When Alon’s Big Spring, Texas oil refinery exploded on February 18, 2008, destroying Veolia’s waste treatment facility, Alon did not even bother to contest its liability for the damages to Veolia’s facility. Nor did Alon dispute that the only proper measure of damages for the completely destroyed facility was its fair market value immediately prior to the explosion. However, the problem faced by the Fifth Circuit in Factory Mutual Insurance Co. v. Alon USA L.P. is that there is a market for the facility’s used parts but no “market” for the facility system itself.
After stipulating to liability, Alon contended that Veolia’s insurer, FM, was only entitled to the cost of the facility’s component parts. The value of the component parts was $877,882. FM claimed that Alon instead owed $6,106,880, the total replacement cost of new parts and labor adjusted downward for depreciation from the time the facility was built until the explosion that destroyed it. The Northern District of Texas court ultimately awarded FM $3,790,391.96 plus interest. The trial court first took the total cost of new equipment, including taxes and shipping, then incorporated additional money for contingency, installation, testing, and startup and finally multiplied the total by .65 to account for 35% depreciation. Alon appealed. Based on the reasoning below, the Fifth Circuit affirmed.
Typically, a court called upon to determine fair market value would simply look to the price that willing buyers were offering for similar property being sold by unobligated sellers. Thomas v. Oldham, 895 S.W.2d 352, 359 (Tex. 1995). The Northern District of Texas court faced with Alon’s case said that it could not do that because “the market price of such used subsystems does not reflect the market value of a running [facility]… No reasonable person would construct a working [facility] out of used components.” Factory Mutual Insurance Co. v. Alon USA L.P., Slip Op. No. 11-11080 (January 23, 2013, 5th Cir.)

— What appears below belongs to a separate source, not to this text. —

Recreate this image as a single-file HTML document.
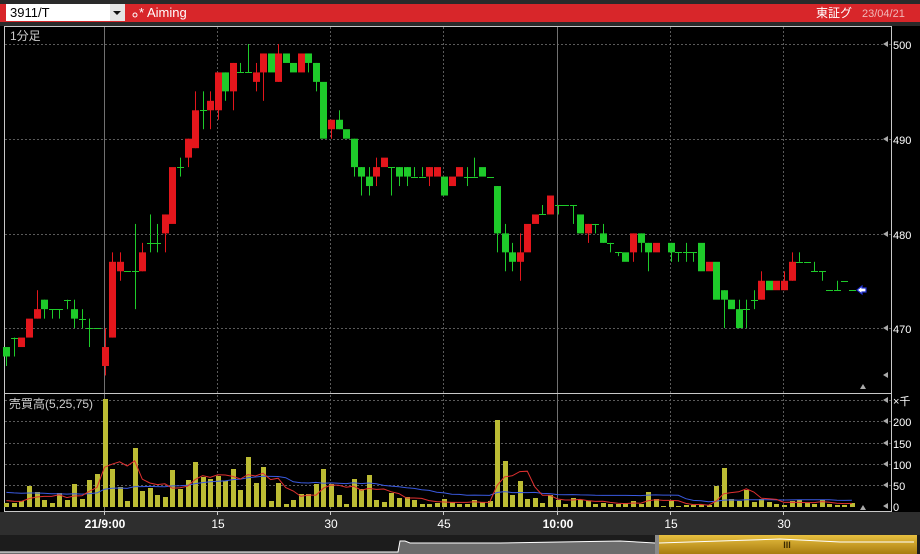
<!DOCTYPE html>
<html><head><meta charset="utf-8"><style>
html,body{margin:0;padding:0;background:#000;width:920px;height:554px;overflow:hidden}
svg{position:absolute;left:0;top:0}
text{font-family:"Liberation Sans","Noto Sans CJK JP",sans-serif}
</style></head><body>
<svg id="s" width="920" height="554" viewBox="0 0 920 554" xmlns="http://www.w3.org/2000/svg">
<rect x="0" y="0" width="920" height="554" fill="#000"/>
<rect x="0" y="0" width="920" height="26" fill="#2a2a2a"/>
<rect x="0" y="4" width="920" height="18" fill="#d8262a"/>
<rect x="6" y="4" width="104" height="17" fill="#fff"/>
<rect x="110" y="4" width="15" height="17" fill="#e4e4e4"/>
<polygon points="113,11 121,11 117,15" fill="#111"/>
<text x="10" y="17" font-size="13" fill="#000">3911/T</text>
<circle cx="135" cy="15" r="2" fill="none" stroke="#fff" stroke-width="1"/>
<text x="139" y="17" font-size="13" fill="#fff">* Aiming</text>
<text x="816" y="17" font-size="12" fill="#fff">東証グ</text>
<text x="862" y="17" font-size="11" fill="#f0b8b8">23/04/21</text>
<g id="grid"></g>
<rect x="4.5" y="26.5" width="887" height="485" fill="none" stroke="#c8c8c8"/>
<line x1="4" y1="393.5" x2="891" y2="393.5" stroke="#c8c8c8"/>
<text x="10" y="40" font-size="12" fill="#ccc">1分足</text>
<text x="9" y="408" font-size="12" fill="#ccc">売買高(5,25,75)</text>
<g id="vol"></g>
<g id="cnd"></g>
<rect x="0" y="512" width="920" height="23" fill="#2e2e2e"/>
<rect x="0" y="535" width="920" height="19" fill="#1c1c1c"/>
<polygon points="0,552 398,552 400,541 405,541 410,543 500,543 560,542 620,541 655,543 655,554 0,554" fill="#6c6c6c"/>
<polyline points="0,552 398,552 400,541 405,541 410,543 500,543 560,542 620,541 655,543" fill="none" stroke="#fff" stroke-width="1"/>
<defs><linearGradient id="g" x1="0" y1="0" x2="0" y2="1"><stop offset="0" stop-color="#e8c040"/><stop offset="1" stop-color="#a87c10"/></linearGradient></defs>
<rect x="655" y="535" width="262" height="19" fill="url(#g)"/>
<rect x="655" y="535" width="4" height="19" fill="#8a8a8a"/>
<polyline points="659,543 720,541 780,539 840,542 900,542 914,542" fill="none" stroke="#fff" stroke-width="1"/>
<text x="787" y="548" font-size="9" fill="#3a2a00" text-anchor="middle" font-weight="bold">III</text>
<g id="axis"></g>
</svg>
<script>
var NS="http://www.w3.org/2000/svg";
function el(p,t,a,txt){var e=document.createElementNS(NS,t);for(var k in a)e.setAttribute(k,a[k]);if(txt!==undefined)e.textContent=txt;document.getElementById(p).appendChild(e);return e;}
function X(i){return 104.5+i*7.55;}
function Y(p){return 44+(500-p)*9.47;}
// grid
[44,139,234,328].forEach(function(y){el("grid","line",{x1:5,y1:y+.5,x2:891,y2:y+.5,stroke:"#5a5a5a","stroke-dasharray":"2,2"});});
[400,421,443,464,485].forEach(function(y){el("grid","line",{x1:5,y1:y+.5,x2:891,y2:y+.5,stroke:"#5a5a5a","stroke-dasharray":"2,2"});});
[104,217,330,443,557,670,783].forEach(function(x){var solid=(x==104||x==557);el("grid","line",{x1:x+.5,y1:27,x2:x+.5,y2:511,stroke:solid?"#707070":"#5a5a5a","stroke-dasharray":solid?"none":"2,2"});});
// right labels
[[44,"500"],[139,"490"],[234,"480"],[328,"470"]].forEach(function(a){el("axis","text",{x:893,y:a[0]+5,"font-size":11,fill:"#fff"},a[1]);el("axis","polygon",{points:"883,"+a[0]+" 888,"+(a[0]-3)+" 888,"+(a[0]+3),fill:"#aaa"});});
el("axis","polygon",{points:"883,375 888,372 888,378",fill:"#aaa"});
[[400,"×千"],[421,"200"],[443,"150"],[464,"100"],[485,"50"],[506,"0"]].forEach(function(a){el("axis","text",{x:893,y:a[0]+5,"font-size":11,fill:"#fff"},a[1]);el("axis","polygon",{points:"883,"+a[0]+" 888,"+(a[0]-3)+" 888,"+(a[0]+3),fill:"#aaa"});});
el("axis","polygon",{points:"860,389 863,384 866,389",fill:"#aaa"});
el("axis","polygon",{points:"860,510 863,505 866,510",fill:"#aaa"});
[[104,"21/9:00",1],[217,"15",0],[330,"30",0],[443,"45",0],[557,"10:00",1],[670,"15",0],[783,"30",0]].forEach(function(a){el("axis","line",{x1:a[0]+.5,y1:512,x2:a[0]+.5,y2:515,stroke:"#ccc"});el("axis","text",{x:a[0]+1,y:528,"font-size":12,fill:"#fff","text-anchor":"middle","font-weight":a[2]?"bold":"normal"},a[1]);});
// candles
var C={};
var d=[[-13,468,467,468,466],[-12,469,469,469,467],[-11,468,469,469,468],[-10,469,471,471,469],[-9,471,472,474,471],[-8,473,472,473,471],[-7,472,472,472,471],[-6,472,472,472,471],[-5,473,473,473,472],[-4,472,471,473,470],[-3,471,471,472,470],[-2,470,470,471,468],[-1,470,470,470,470],
[0,466,468,470,465],[1,469,477,478,469],[2,476,477,478,475],[3,476,476,476,476],[4,476,476,481,472],[5,476,478,479,476],[6,479,479,482,478],[7,479,479,481,478],[8,480,482,482,478],[9,481,487,487,481],[10,487,487,488,486],[11,488,490,490,487],[12,489,493,495,489],[13,493,493,495,491],[14,493,494,495,491],[15,493,497,497,492],[16,497,495,497,494],[17,495,498,498,493],[18,497,497,498,497],[19,497,497,500,497],[20,496,497,498,495],[21,497,499,499,494],[22,499,497,499,497],[23,496,499,500,496],[24,499,498,499,498],[25,498,497,498,497],[26,497,499,499,497],[27,499,498,499,497],[28,498,496,498,495],[29,496,490,496,490],[30,491,492,492,490],[31,492,491,493,491],
[32,491,490,491,490],[33,490,487,490,486],[34,487,486,487,484],[35,486,485,487,484],[36,486,487,488,485],[37,487,488,488,487],[38,487,487,487,484],[39,487,486,487,485],[40,487,486,487,485],[41,486,486,487,486],[42,486,486,487,486],[43,486,487,487,485],[44,486,487,487,486],[45,486,484,486,484],[46,485,486,486,485],[47,486,487,487,486],[48,486,486,487,485],[49,486,486,488,486],[50,487,486,487,486],[51,486,486,486,486],
[52,485,480,485,478],[53,480,478,481,476],[54,478,477,479,476],[55,477,478,480,475],[56,478,481,481,478],[57,481,482,482,481],[58,482,482,483,482],[59,482,484,484,482],[60,483,483,483,482],[61,483,483,483,483],[62,483,483,483,481],[63,482,480,482,480],[64,480,481,481,479],[65,481,481,481,480],[66,480,479,481,479],[67,479,479,479,478],[68,478,478,478,477.6],[69,478,477,478,477],[70,478,480,480,477],[71,480,479,480,478],[72,479,478,479,476],[73,478,479,479,478],
[75,479,478,479,477],[76,478,478,478,477],[77,478,478,479,477],[78,478,478,478,477],[79,479,476,479,476],[80,476,477,477,476],[81,477,473,477,473],[82,474,473,474,470],[83,473,472,473,472],[84,472,470,473,470],[85,472,472,473,470],[86,473,473,474,472],[87,473,475,476,473],[88,475,474,475,474],[89,474,475,475,474],[90,474,475,476,474],[91,475,477,478,475],[92,477,477,478,477],[93,477,477,477,477],[94,476,476,477,476],[95,476,476,476,475],[96,474,474,474,474],[97,474,474,475,474],[98,475,475,475,475],[99,474,474,474,474]];
d.forEach(function(c){var i=c[0],o=c[1],cl=c[2],h=c[3],l=c[4];var x=Math.round(X(i));var col=cl>o?"#e4161c":"#1ecb2a";
if(h>Math.max(o,cl)||l<Math.min(o,cl))el("cnd","rect",{x:x,y:Y(h),width:1,height:Math.max(1,Y(l)-Y(h)),fill:col});
if(o==cl){el("cnd","rect",{x:x-3,y:Math.round(Y(o)),width:7,height:1,fill:col});}
else{var t=Y(Math.max(o,cl)),b=Y(Math.min(o,cl));el("cnd","rect",{x:x-3,y:t,width:7,height:b-t,fill:col});}
});
// arrow
el("cnd","polygon",{points:"857,290 862,286 862,288 866,288 866,292 862,292 862,294",fill:"#fff",stroke:"#2030d0","stroke-width":1.2});
// volume
var v1=[4,4,6,21,15,7,4,14,7,23,8,27,33,108,38,20,6,59,16,19,12,10,37,18,27,45,30,28,31,26,38,17,50,24,40,6,24];
var v2=[3,7,13,13,23,38,23,12,3,28,18,32,7,5,14,9,10,7,3,3,4,8,5,3,3,7,5,6,87,46,12,26,8,9,4,12,7,3,9,7,6,3,4,3,3,4,6];
var v3=[3,15,8,1,6,1,2,2,2,2,21,39,8,6,17,5,8,5,3,2,6,7,4,3,7,3,2,2,4];
var V=v1.concat(v2).concat(v3);
var base=507;
V.forEach(function(h,k){var i=k-13;var x=Math.round(X(i));el("vol","rect",{x:x-2,y:base-h,width:5,height:h,fill:"#bcbc34"});});
function ma(n,seed){var pts=[];for(var k=0;k<V.length;k++){var s=0;for(var j=k-n+1;j<=k;j++){s+=(j<0?seed:V[j]);}pts.push(X(k-13).toFixed(1)+","+(base-s/n).toFixed(1));}return pts.join(" ");}
el("vol","polyline",{points:ma(25,15),fill:"none",stroke:"#3a5ae0","stroke-width":1});
el("vol","polyline",{points:ma(5,7),fill:"none",stroke:"#e03030","stroke-width":1});
</script>
</body></html>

The Fifth Circuit affirmed the lower court’s decision for two main reasons. First, FM presented credible expert testimony on valuation, rather than merely relying on its payment to its insured, Veolia, to prove market value. Second, Alon failed to address the fact that no market existed for the facility. Alon instead repeatedly stated that its calculations for used equipment “sitting on the ground, not assembled” should be adopted because it could reliably price out those individual parts.

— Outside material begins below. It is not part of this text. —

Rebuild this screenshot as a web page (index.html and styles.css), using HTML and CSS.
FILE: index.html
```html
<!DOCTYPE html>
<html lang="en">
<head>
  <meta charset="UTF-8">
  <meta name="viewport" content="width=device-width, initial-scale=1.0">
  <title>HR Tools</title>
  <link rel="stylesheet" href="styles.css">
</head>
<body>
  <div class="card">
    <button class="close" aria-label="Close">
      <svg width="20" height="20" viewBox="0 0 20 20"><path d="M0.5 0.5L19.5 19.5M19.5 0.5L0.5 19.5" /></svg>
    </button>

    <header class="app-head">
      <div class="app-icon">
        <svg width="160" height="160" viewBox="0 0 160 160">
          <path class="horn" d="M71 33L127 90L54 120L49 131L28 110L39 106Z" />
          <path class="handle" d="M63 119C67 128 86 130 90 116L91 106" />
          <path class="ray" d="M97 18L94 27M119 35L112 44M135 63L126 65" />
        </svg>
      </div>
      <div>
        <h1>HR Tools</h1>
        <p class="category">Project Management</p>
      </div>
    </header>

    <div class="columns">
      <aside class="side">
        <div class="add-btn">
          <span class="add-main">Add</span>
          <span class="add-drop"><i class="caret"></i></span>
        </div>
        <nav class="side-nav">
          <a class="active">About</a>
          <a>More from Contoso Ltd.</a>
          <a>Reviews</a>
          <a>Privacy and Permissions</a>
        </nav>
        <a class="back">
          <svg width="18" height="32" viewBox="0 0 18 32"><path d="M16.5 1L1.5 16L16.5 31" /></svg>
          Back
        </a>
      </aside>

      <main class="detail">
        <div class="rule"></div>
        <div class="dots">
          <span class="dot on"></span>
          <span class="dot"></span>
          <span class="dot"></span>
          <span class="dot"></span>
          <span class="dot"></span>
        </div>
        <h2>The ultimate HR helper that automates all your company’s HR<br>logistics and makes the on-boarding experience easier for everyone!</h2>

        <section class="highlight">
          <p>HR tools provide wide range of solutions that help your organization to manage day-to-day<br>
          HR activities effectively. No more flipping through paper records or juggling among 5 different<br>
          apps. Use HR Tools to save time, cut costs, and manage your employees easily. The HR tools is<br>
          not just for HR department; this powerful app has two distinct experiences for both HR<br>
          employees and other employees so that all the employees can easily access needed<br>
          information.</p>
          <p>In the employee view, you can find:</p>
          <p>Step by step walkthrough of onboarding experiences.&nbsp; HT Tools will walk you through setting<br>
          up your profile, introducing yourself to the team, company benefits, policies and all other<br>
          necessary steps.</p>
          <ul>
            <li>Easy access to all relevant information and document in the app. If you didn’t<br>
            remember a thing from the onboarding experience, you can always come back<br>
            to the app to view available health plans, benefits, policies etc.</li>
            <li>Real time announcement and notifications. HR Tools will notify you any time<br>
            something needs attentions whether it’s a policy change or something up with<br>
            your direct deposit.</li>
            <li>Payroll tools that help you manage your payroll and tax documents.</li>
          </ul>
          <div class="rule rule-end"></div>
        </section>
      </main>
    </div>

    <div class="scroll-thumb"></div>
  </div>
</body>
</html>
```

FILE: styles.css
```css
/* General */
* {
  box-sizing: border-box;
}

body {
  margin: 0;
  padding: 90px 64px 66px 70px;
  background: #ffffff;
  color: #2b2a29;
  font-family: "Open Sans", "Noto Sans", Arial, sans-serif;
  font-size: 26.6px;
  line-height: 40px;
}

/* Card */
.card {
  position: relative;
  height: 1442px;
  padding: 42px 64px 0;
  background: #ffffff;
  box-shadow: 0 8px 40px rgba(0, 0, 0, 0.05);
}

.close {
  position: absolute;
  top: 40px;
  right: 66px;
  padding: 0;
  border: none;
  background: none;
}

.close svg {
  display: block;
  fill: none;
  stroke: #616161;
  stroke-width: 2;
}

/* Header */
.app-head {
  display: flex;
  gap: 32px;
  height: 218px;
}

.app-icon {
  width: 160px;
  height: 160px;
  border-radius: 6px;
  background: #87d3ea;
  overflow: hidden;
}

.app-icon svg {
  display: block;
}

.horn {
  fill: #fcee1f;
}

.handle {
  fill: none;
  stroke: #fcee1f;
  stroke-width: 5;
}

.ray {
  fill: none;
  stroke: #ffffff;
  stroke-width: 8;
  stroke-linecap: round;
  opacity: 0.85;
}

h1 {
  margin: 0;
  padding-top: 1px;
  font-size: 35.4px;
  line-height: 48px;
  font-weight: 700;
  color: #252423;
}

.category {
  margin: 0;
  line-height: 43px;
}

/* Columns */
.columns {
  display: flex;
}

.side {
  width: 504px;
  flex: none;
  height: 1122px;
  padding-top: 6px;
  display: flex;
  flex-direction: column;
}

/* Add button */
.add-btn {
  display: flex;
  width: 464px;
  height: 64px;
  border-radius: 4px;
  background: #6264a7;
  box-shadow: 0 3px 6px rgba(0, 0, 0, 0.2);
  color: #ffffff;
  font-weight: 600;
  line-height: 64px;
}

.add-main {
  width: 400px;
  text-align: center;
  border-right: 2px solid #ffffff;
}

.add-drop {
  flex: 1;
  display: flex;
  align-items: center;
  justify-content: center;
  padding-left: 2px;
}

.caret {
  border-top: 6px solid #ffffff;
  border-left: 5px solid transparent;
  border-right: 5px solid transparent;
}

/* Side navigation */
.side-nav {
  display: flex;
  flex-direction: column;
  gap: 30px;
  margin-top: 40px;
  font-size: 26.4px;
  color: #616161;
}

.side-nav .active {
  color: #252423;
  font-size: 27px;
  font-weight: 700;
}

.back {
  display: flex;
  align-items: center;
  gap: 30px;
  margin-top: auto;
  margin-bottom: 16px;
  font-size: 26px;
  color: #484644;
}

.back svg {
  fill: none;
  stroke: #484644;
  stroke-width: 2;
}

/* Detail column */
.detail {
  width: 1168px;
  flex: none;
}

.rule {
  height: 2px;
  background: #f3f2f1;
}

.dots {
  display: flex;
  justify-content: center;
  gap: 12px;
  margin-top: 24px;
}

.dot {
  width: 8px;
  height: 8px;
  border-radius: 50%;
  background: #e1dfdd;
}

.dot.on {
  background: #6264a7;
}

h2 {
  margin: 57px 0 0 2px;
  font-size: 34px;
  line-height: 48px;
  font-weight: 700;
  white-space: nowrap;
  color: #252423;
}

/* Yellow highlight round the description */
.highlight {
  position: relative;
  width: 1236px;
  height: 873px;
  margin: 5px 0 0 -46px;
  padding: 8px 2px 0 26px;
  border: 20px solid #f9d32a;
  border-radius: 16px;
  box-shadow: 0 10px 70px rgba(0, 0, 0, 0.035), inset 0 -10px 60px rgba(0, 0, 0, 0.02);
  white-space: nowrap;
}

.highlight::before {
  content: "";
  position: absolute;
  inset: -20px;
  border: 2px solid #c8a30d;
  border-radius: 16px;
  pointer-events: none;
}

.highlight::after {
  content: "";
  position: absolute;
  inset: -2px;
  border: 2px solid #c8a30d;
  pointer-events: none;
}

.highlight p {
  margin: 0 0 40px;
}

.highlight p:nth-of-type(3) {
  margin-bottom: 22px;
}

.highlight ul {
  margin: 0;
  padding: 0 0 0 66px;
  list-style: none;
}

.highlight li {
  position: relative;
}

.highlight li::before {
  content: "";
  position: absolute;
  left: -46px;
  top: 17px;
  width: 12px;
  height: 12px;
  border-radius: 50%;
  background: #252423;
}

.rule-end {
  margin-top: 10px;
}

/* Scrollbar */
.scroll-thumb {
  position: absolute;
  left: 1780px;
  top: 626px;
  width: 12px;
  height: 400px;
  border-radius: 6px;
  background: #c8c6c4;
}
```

Examining all of the expert testimony and complete trial record, the Fifth Circuit concluded that the Dallas-based district court was correct: “the market value of a fully operational [facility] is greater than the sum of its component parts.”
In reviewing the recoverability of damages in a particular case, it is important to note that the law as to what is recoverable and what test to apply varies in each state. While this case reflects upon the Fifth Circuit, it is important to consult with counsel regarding the laws of the state in which your loss occurred.